Stadtmitte. .

Müzeyyen Teken setzt sich hin, macht ein ernstes Gesicht und zeigt mit dem Finger mehrere Male bestimmend in die Luft. „Kaynana“, ruft jemand wie aus der Pistole geschossen. Großes Gelächter. „Kaynana“ ist türkisch und heißt „Schwiegermutter“. Und es war tatsächlich der Begriff, den Teken beim Scharadespiel mit ihrer Geste pantomimisch darstellen wollte.

Die 28-Jährige ist eine Türkin, die aus den Niederlanden kommt und in Mülheim lebt. Und sie ist eine von den Frauen, die am Sonntagnachmittag der Einladung von Kezban Iscan-Kirbas zu ihrer Teestube in der Dezentrale an der Leineweberstraße gefolgt sind. Unter dem Motto „5-Cayi – eine Teestube von und für Frauen“ möchte Iscan-Kirbas in Kooperation mit Theaterpädagogin Selma Scheele und dem Ringlokschuppen einen Treffpunkt für Frauen etablieren, bei dem sie sich austauschen, diskutieren und Geschichten erzählen können und gemeinsam Kunst und Kultur begegnen.

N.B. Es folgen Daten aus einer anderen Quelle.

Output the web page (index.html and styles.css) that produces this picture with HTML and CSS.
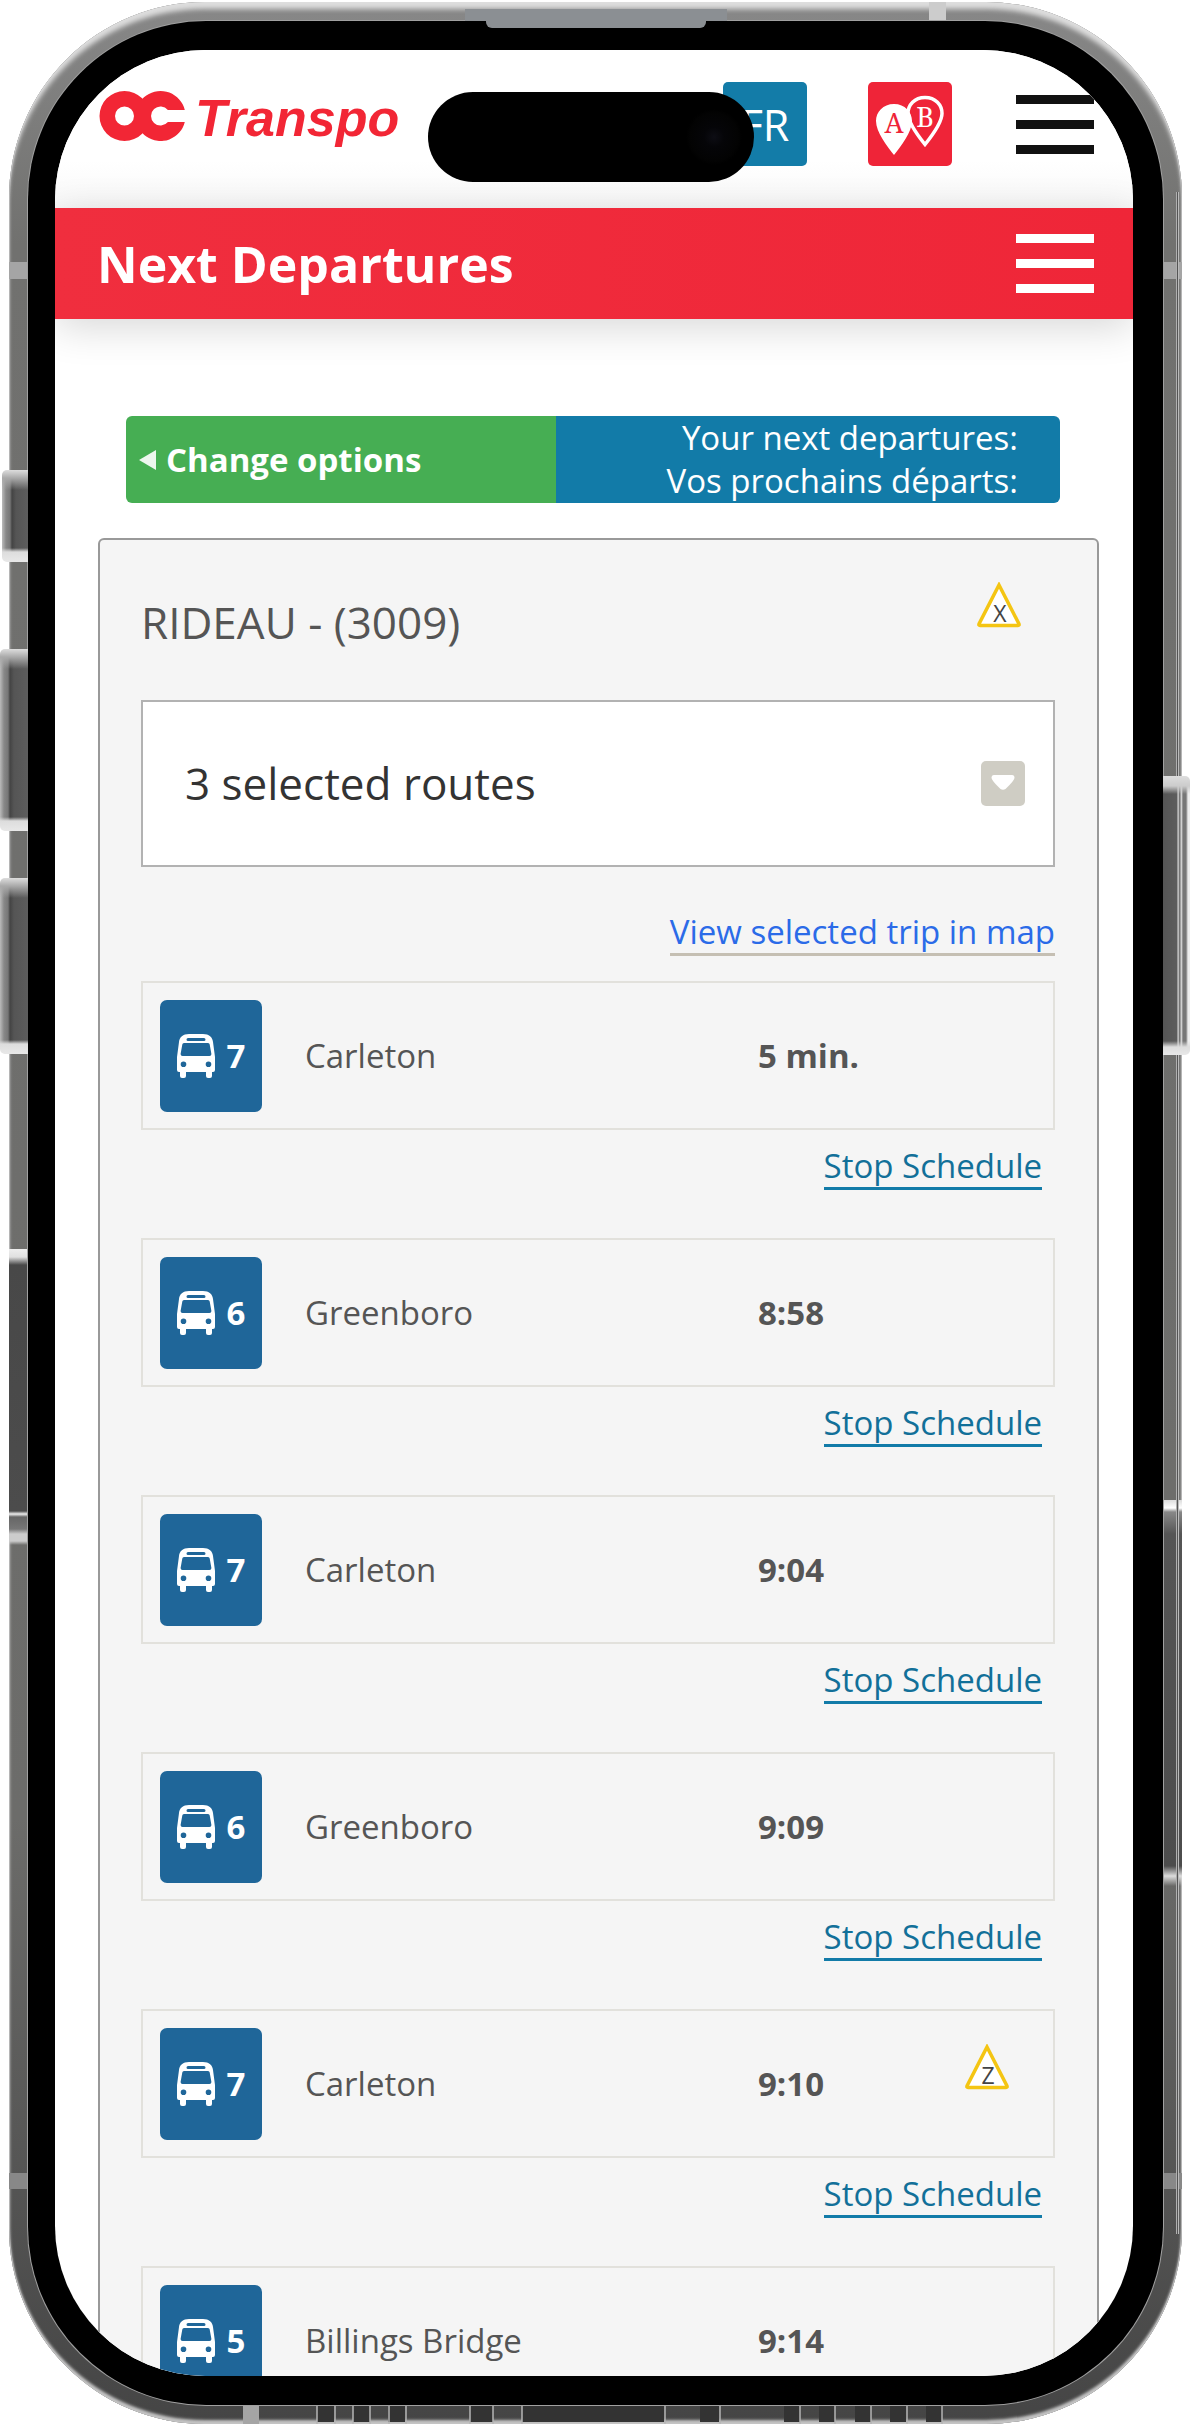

Von 15 bis 17 Uhr soll ab sofort jeden Sonntag erst mal gemeinsam Tee getrunken und gegessen werden. Dabei geht die Teestube zurück auf eine Tradition in der türkischen Gesellschaft: Beim sogenannten Fünf-Uhr-Tee wird die Arbeit stehen gelassen, um Neuigkeiten auszutauschen und Erfahrungen zu teilen.

Unsere Generation würde das auch nicht mehr akzeptieren

Heute stehen neben dem Tee auch Tomaten, Salat, Sonnenblumenkerne und Cigköfte – eine rohe Frikadelle – auf dem Tisch. „Cigköfte ist eine türkische Spezialität aus Ost-Anatolien“, erklärt die Mülheimerin Iscan-Kirbas, deren Eltern aus der Türkei kommen. Ab 17 Uhr sollen die Frauen dann gemeinsam kreativ werden. „Heute fangen wir nur mit Scharade und Karaoke an“, sagt die 27-jährige Initiatorin. Sie wolle sich langsam herantasten. Für die kommenden Treffen seien dann Malen oder Theater spielen geplant. „Mal sehen, in welche Richtung es sich entwickelt“, sagt die Deutsch-Türkin Scheele. Langfristig gesehen, hoffen die beiden Frauen jedoch, dass aus der Teestube vielleicht eine feste Theatergruppe entsteht.

Teken war bei Scharade die erste Mutige und muss erst noch die Begriffe „Einkaufstüte“ und „Bauchtänzer“ pantomimisch darstellen, bevor sich die nächste traut. Früher sei es für türkische Schwiegermütter typisch gewesen, ihre Schwiegertöchter herumzukommandieren und sich von ihnen bedienen zu lassen, erklärt sie ihre erste Geste. „Meine Schwiegermutter ist aber nicht so. Unsere Generation würde das auch nicht mehr akzeptieren“, sagt die 28-Jährige, die zwei Freundinnen mitgebracht hat.

Zur Teestube seien ausdrücklich alle Frauen eingeladen, egal welcher Nationalität oder welchen Alters, betont Iscan-Kirbas.

Jeden Sonntag ein anderes Programm

Das Projekt „5-Cayi – eine Teestube von und für Frauen“ wird vom NRW-Ministerium für Familie, Kinder, Jugend, Kultur und Sport gefördert und findet ab sofort immer am Sonntag in der Dezentrale an der Leineweberstraße 15 bis 17 statt.

Alle Frauen, die Lust auf Kunst, Theater und Literatur haben, oder die einfach nur gemeinsam einen Tee trinken, etwas essen und reden wollen, ihre Fähigkeiten hervorbringen und andere begeistern möchten, sind zwischen 15 Uhr und 20 Uhr eingeladen, vorbei zu kommen. Die Teilnahme ist kostenlos und eine Anmeldung ist auch nicht erforderlich. Die nächsten Termine im Überblick:

3. März: Stricken bei Sufi-Musik zum Entspannen, 10. März: Märchen und Mythen lesen, 17. März: Malen mit Acrylfarben, 24. März: Schmuck gestalten, 31. März: Ostersonntag-Ruhetag, 7. April: Tanz und Theater.